VENGEANCE CONTRE LES DOMINES

Django n’exerce sa vengeance que sur des personnages historiquement dominés au sein du système esclavagiste : les petits blancs instrumentalisés dans un monde où le racisme servait à occulter la lutte des classes ; les Oncles Tom comme Stephen, dont la complicité et la compromission ne s’apparentaient pas un contrôle secret du système, mais à des processus de survie, odieux ou non. Et la discussion finale entre Stephen et Django se réduit au spectacle de la violence « noir sur noir » (black on black violence, classique de la culture de masse américaine depuis l’invention du minstrel show (dans les années 1830), où des acteurs blancs se noircissaient le visage pour caricaturer des stéréotypes d’hommes noirs stupides, puérils et ignorants). Une fois de plus chez Tarantino, l’acte de cruauté suprême (en l’occurrence, faire exploser les rotules de Stephen) a été soigneusement amené et justifié par sa diabolisation. Django Unchained ne rend donc pas hommage à la mémoire des victimes de l’esclavage, parce qu’il se fonde sur la négation de la valeur de la vie humaine (comme les autres films de Tarantino), et plus précisément parce qu’il affirme que certaines vies valent plus que d’autres – ce qui constitue l’un des postulats du racisme et de la légitimation de l’esclavage.

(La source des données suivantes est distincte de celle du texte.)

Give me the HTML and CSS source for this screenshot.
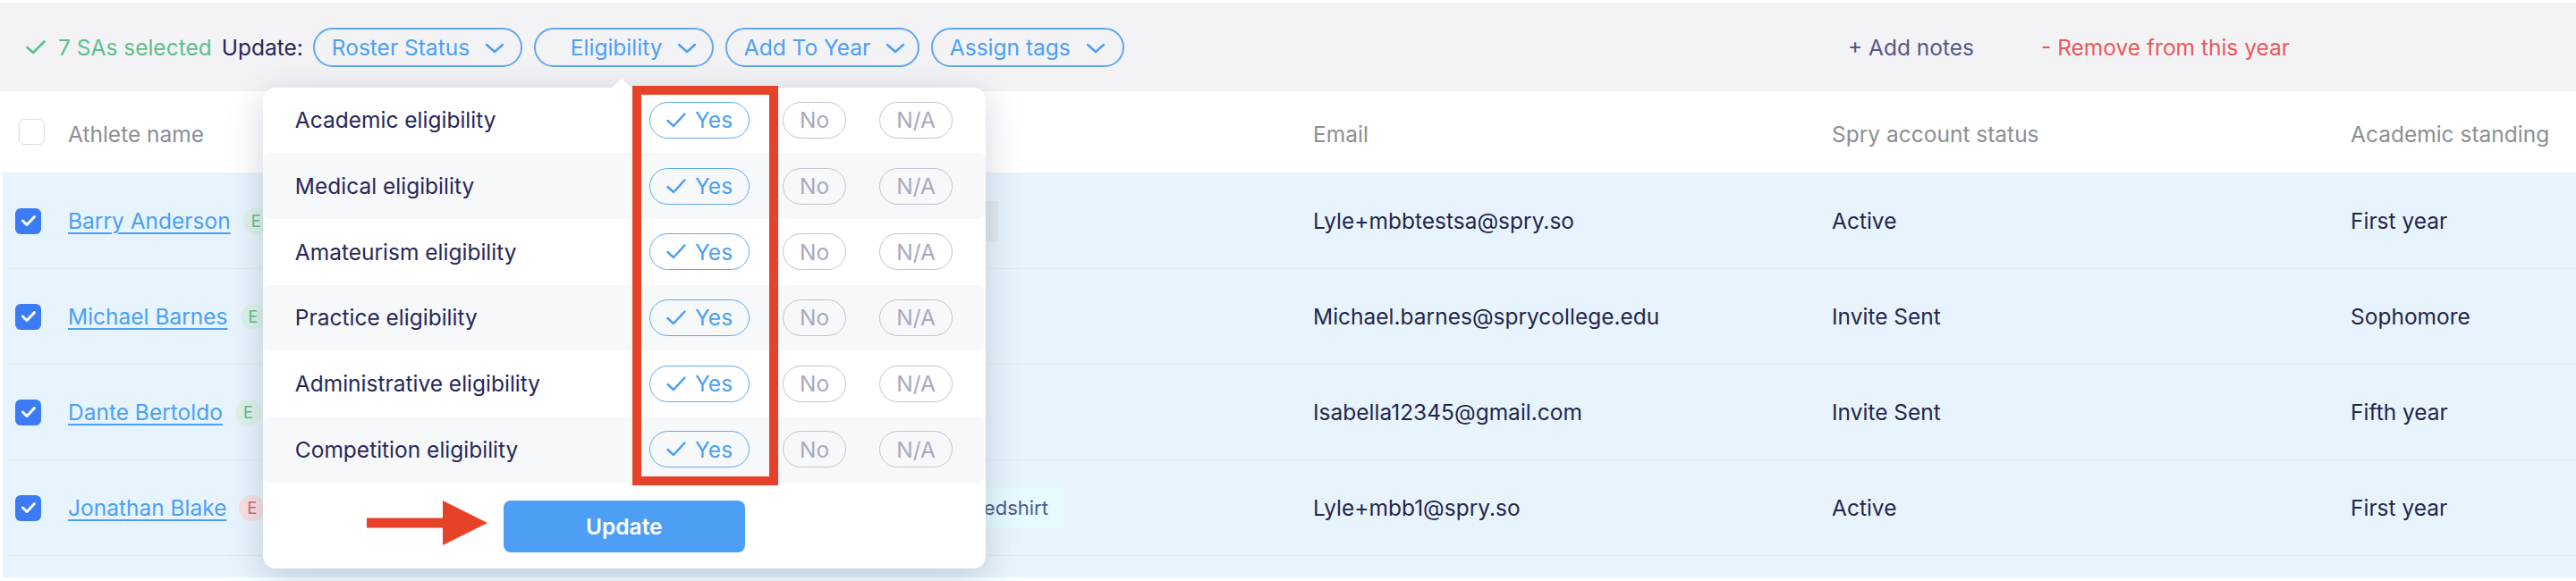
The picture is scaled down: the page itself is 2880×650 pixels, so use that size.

Django Unchained n’apporte rien à la réflexion sur la mémoire de l’esclavage, et ne déboute pas non plus les fictions mensongères sur l’esclavage américain. Le film ne fait que perpétuer le processus de déshumanisation de l’Autre que ces fictions mettent en œuvre. Dans la scène où le gang de Big Daddy se lance contre Django et Schultz, Tarantino a refait une scène d’attaque de la diligence ou de la roulotte des pionniers. Par un tour de passe-passe, les Indiens de Comanche Station (Budd Boetticher, 1960) sont devenus les esclavagistes de Django Unchained. Autres temps, autres méchants ; la conception manichéenne du bien et du mal, en revanche, n’a pas pris une ride. La violence de Django Unchained n’est pas subversive : elle est politiquement correcte.